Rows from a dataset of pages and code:
-------

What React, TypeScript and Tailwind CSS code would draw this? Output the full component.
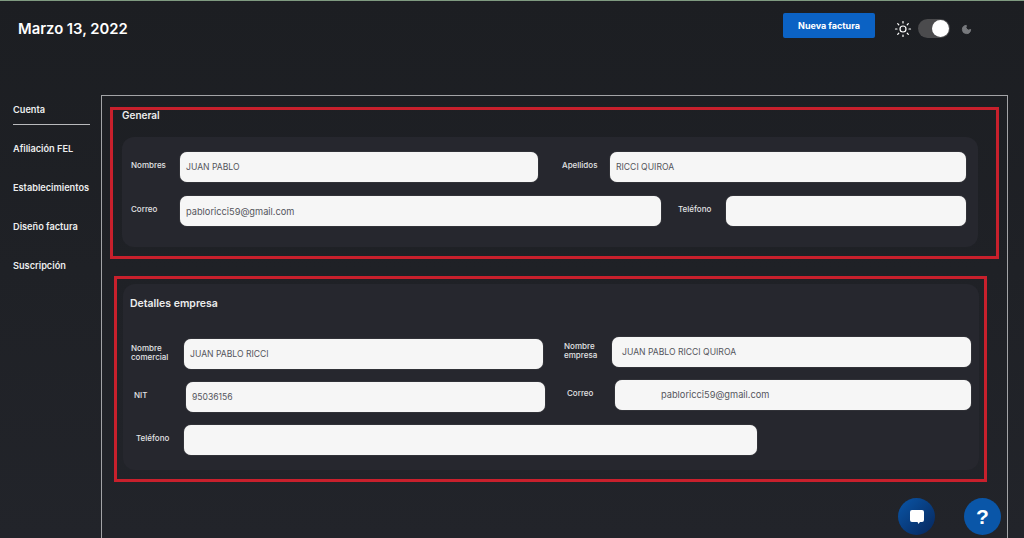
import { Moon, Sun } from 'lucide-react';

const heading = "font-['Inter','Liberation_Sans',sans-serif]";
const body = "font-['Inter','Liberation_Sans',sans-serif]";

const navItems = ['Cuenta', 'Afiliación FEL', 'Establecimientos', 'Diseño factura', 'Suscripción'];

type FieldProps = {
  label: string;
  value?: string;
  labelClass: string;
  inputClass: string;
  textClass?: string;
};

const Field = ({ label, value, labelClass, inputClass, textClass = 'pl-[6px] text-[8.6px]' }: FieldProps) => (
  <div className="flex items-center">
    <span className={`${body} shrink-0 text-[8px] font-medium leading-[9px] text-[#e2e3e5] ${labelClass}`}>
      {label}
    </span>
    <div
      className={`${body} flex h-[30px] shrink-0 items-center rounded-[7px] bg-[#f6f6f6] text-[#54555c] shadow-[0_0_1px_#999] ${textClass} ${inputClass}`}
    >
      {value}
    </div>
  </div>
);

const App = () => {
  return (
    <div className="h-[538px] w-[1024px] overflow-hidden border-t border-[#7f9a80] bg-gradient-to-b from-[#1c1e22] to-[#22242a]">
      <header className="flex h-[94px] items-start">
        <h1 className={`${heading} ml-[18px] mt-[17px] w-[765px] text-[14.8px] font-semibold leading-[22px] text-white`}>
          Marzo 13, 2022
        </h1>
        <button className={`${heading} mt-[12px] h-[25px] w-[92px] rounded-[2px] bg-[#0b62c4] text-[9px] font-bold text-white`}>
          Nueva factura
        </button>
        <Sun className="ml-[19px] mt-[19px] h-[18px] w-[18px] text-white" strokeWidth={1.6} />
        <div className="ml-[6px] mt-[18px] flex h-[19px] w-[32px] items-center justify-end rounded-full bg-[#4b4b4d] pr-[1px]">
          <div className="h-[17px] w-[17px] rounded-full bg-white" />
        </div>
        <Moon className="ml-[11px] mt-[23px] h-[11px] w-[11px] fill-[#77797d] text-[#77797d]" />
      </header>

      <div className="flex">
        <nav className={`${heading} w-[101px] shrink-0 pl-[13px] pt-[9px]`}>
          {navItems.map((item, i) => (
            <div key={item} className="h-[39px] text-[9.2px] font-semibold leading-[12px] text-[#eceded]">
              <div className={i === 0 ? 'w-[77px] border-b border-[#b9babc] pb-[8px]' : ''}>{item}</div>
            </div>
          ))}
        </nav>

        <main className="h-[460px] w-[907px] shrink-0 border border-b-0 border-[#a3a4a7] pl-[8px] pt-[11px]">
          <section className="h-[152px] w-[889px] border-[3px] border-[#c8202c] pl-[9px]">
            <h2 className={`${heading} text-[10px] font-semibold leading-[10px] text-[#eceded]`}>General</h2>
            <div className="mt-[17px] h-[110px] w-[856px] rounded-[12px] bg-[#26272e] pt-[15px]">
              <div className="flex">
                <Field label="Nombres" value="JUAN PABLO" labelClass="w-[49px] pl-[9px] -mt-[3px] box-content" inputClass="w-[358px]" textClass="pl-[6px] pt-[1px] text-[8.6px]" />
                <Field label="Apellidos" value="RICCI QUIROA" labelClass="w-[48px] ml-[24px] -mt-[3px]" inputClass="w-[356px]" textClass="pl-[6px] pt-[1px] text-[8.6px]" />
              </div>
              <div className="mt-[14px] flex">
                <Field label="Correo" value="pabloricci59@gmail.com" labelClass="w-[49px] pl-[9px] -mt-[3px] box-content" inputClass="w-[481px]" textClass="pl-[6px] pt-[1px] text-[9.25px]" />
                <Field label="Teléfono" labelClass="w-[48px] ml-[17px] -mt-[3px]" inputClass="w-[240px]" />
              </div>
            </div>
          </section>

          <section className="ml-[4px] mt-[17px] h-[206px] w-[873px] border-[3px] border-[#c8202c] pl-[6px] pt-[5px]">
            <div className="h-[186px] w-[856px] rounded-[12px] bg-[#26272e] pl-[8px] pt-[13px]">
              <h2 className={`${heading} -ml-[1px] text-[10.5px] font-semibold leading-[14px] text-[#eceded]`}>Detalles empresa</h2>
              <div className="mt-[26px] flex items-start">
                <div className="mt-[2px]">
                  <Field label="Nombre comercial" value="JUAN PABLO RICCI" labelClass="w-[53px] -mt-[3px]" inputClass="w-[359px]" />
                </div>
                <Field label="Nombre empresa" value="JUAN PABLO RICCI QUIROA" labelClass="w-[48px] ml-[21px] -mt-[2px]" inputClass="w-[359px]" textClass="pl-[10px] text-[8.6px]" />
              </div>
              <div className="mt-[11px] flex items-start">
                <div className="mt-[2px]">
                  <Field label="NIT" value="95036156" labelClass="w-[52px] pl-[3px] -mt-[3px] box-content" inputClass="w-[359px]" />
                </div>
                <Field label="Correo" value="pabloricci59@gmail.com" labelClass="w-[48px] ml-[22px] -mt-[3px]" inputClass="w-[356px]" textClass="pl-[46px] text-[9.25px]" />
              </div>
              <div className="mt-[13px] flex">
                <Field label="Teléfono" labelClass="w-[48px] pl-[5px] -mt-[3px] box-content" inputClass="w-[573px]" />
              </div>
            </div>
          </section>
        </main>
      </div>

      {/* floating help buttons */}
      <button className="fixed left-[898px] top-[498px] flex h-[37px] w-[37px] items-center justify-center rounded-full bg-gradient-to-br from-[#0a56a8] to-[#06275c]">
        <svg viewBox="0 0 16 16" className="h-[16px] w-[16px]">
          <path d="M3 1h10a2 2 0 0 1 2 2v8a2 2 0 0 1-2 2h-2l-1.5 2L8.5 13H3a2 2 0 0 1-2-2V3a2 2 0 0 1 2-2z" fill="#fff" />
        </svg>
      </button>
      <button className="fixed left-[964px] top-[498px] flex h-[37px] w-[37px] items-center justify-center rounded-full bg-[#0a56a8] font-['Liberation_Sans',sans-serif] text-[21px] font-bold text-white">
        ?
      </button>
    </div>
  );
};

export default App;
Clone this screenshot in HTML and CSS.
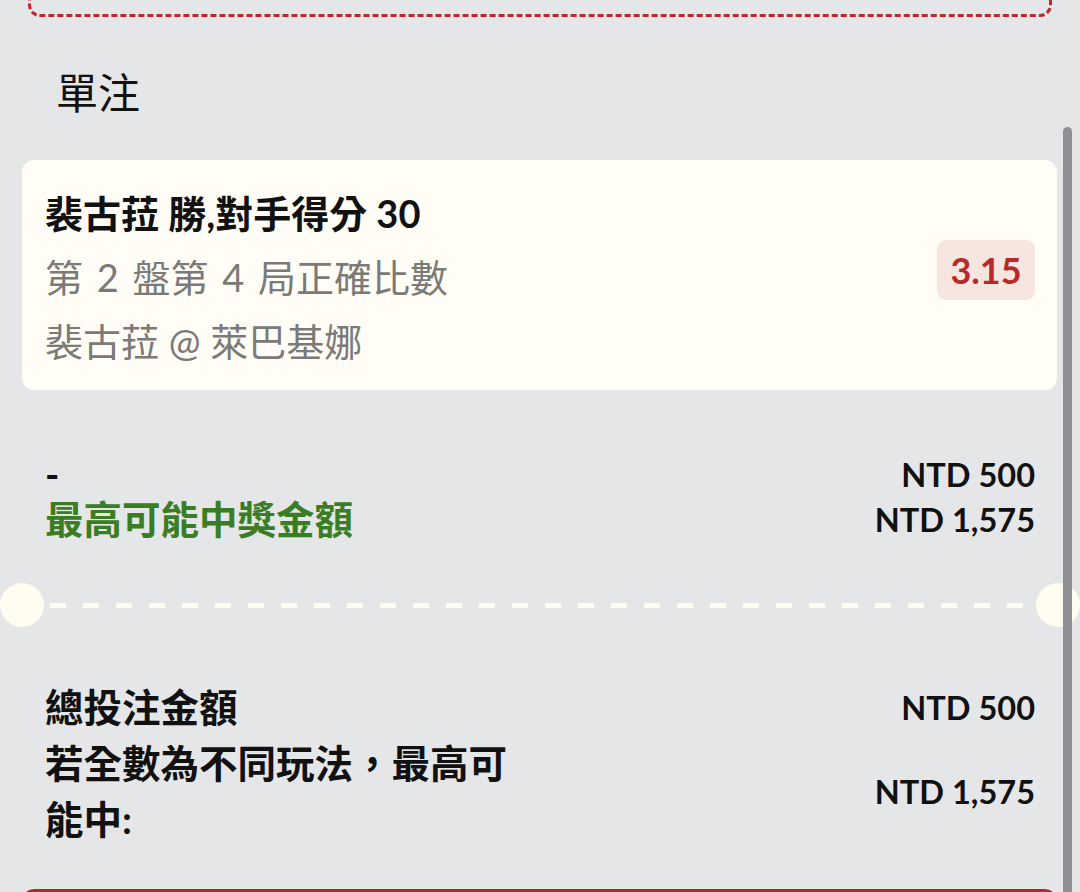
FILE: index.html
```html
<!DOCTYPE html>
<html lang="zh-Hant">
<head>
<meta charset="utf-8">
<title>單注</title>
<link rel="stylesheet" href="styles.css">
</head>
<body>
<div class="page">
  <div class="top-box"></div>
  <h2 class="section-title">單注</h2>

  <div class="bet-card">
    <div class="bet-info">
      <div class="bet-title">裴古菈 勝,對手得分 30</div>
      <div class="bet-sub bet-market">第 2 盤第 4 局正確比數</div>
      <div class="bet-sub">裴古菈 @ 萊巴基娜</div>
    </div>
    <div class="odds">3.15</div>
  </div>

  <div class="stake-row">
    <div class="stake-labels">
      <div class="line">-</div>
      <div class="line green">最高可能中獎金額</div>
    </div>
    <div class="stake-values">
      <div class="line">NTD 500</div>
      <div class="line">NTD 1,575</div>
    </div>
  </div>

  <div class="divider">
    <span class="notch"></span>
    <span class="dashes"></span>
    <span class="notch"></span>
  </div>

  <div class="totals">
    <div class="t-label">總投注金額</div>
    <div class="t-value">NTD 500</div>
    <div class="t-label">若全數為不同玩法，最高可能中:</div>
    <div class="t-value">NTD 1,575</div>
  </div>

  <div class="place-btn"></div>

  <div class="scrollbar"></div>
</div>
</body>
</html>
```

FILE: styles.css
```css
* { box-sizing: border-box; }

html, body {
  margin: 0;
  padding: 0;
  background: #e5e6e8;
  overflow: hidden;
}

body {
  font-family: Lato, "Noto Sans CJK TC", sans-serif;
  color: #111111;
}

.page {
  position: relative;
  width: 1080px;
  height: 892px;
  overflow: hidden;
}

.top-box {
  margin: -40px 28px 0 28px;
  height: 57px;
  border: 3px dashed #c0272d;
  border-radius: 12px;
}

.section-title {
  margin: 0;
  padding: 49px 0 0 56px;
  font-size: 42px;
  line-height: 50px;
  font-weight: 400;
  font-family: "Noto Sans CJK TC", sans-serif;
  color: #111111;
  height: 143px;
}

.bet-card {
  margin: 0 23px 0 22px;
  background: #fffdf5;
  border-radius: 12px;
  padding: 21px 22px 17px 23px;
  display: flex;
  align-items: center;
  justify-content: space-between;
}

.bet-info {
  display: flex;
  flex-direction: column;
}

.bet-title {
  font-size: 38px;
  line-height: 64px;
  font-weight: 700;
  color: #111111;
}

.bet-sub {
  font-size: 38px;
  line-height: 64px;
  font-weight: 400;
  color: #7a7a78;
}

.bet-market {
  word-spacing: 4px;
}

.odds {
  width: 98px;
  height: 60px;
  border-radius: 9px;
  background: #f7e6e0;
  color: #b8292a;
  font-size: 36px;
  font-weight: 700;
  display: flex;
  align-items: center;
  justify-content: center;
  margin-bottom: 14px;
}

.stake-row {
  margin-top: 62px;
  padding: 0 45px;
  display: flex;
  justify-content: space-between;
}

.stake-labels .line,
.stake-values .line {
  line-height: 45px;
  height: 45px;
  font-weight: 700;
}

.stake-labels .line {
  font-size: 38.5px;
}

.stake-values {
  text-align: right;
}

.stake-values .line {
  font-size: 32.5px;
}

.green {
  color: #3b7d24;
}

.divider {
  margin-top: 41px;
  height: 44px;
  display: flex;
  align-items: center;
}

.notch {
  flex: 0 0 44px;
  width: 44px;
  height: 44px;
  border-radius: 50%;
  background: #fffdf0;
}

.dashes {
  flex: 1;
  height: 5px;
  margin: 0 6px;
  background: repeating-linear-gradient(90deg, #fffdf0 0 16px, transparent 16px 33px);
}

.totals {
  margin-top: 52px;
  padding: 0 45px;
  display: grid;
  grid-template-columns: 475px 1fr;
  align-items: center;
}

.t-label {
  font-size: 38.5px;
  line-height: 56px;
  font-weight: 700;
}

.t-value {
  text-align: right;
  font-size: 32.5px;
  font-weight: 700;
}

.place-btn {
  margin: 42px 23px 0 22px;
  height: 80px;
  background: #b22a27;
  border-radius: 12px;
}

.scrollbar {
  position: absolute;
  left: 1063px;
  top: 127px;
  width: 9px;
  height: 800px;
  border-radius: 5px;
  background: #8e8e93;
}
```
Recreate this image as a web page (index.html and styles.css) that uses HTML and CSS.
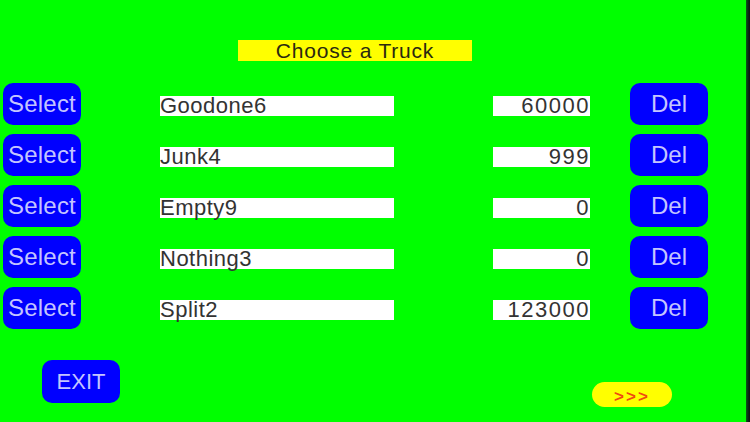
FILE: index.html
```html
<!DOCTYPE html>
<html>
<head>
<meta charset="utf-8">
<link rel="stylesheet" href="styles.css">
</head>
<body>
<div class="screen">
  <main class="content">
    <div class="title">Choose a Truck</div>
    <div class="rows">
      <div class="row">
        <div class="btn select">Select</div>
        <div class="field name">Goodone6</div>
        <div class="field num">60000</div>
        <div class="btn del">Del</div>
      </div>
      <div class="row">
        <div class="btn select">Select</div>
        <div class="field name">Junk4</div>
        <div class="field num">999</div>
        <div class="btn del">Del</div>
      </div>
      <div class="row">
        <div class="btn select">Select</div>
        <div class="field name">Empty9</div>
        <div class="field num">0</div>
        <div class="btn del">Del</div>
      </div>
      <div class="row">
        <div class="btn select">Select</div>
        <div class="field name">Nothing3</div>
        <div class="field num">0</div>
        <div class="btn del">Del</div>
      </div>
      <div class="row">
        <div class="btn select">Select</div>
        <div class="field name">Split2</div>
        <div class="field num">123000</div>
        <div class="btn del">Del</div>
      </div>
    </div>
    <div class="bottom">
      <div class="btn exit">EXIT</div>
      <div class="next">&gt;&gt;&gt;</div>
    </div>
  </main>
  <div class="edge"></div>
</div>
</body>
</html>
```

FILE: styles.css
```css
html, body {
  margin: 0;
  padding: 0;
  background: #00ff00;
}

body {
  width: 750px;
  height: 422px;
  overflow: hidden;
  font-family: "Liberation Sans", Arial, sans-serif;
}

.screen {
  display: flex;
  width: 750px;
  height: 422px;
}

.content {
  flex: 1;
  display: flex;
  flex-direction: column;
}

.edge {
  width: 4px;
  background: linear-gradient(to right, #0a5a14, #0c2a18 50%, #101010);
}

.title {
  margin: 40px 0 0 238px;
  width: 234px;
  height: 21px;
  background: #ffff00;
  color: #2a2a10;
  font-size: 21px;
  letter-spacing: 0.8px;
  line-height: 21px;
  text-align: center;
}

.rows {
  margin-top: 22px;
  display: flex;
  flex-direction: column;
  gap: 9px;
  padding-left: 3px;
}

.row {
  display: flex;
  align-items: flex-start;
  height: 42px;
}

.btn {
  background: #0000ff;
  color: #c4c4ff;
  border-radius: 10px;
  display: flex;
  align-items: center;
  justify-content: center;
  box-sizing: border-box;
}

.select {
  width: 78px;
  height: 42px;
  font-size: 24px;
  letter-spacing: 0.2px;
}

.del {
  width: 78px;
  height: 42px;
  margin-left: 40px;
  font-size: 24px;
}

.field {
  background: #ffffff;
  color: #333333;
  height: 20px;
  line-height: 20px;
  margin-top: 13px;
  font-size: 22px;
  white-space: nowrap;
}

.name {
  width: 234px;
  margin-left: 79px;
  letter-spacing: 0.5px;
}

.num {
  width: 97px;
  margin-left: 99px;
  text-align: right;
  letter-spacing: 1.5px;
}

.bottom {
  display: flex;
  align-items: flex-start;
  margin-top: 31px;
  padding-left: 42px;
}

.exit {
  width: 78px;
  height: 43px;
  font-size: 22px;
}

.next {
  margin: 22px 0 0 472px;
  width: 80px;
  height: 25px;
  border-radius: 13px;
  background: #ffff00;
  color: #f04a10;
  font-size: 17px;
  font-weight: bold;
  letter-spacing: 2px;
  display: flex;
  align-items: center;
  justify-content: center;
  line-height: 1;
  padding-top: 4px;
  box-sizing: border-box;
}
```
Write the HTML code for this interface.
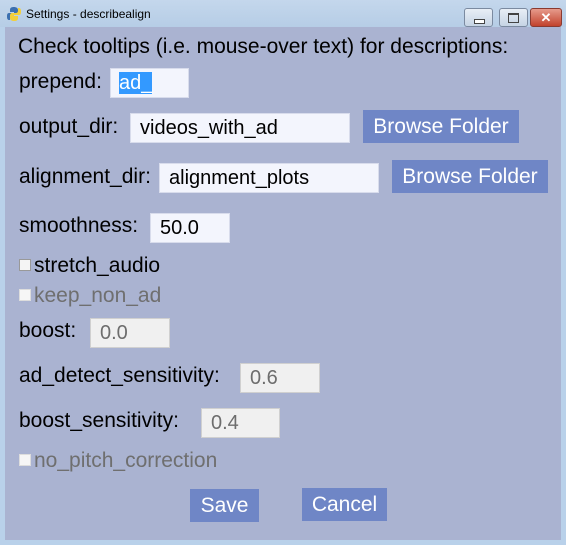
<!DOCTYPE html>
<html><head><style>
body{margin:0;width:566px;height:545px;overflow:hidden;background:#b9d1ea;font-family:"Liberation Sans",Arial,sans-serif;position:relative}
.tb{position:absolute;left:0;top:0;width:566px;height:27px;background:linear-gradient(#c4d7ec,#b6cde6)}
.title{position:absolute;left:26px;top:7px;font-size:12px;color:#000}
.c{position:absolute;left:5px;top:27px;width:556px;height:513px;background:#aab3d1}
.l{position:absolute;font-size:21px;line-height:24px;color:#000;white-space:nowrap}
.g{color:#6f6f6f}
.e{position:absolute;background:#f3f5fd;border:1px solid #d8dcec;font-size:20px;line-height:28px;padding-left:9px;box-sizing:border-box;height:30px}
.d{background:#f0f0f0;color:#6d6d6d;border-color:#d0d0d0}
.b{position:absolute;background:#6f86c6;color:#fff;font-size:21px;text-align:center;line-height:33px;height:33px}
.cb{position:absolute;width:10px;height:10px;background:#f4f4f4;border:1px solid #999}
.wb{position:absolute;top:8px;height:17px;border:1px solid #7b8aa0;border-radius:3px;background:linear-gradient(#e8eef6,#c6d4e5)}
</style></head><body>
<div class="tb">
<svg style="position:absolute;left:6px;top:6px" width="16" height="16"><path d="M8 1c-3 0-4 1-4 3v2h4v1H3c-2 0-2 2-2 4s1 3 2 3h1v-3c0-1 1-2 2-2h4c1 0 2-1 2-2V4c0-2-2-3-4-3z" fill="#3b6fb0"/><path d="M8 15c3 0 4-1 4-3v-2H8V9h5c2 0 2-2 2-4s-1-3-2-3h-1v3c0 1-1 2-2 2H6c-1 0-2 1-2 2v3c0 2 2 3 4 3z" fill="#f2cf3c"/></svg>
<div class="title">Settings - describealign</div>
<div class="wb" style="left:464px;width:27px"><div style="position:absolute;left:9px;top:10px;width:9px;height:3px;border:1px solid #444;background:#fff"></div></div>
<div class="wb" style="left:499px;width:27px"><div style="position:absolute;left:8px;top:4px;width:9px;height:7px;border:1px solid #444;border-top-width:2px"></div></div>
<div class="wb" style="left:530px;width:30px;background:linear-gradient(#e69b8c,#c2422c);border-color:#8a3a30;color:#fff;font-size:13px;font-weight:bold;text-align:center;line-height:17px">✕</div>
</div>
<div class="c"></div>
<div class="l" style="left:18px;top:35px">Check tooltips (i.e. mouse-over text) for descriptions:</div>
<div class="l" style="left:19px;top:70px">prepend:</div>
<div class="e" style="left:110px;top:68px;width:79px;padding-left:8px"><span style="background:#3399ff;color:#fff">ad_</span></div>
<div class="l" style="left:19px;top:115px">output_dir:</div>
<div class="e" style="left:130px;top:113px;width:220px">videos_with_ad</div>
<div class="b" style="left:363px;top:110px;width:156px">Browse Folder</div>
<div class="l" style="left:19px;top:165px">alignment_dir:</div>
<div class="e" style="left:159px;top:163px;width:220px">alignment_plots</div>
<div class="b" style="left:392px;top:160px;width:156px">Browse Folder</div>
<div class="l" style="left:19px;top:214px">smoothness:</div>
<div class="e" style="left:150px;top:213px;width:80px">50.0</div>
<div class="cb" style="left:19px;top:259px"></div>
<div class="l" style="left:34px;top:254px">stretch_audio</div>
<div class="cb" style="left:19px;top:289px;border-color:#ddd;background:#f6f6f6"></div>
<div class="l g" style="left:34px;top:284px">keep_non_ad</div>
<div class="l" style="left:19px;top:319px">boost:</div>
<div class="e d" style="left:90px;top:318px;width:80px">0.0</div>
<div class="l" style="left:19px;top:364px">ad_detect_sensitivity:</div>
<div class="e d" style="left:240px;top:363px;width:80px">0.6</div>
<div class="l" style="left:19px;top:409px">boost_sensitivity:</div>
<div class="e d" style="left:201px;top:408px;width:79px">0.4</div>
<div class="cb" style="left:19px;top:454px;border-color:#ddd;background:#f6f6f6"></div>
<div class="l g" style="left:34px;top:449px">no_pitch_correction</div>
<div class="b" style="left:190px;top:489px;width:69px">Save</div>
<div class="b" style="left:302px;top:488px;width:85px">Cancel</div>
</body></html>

-------

Brief: Only the number is wanted: count the lines of the records that hold the word "full".

Complete response: 5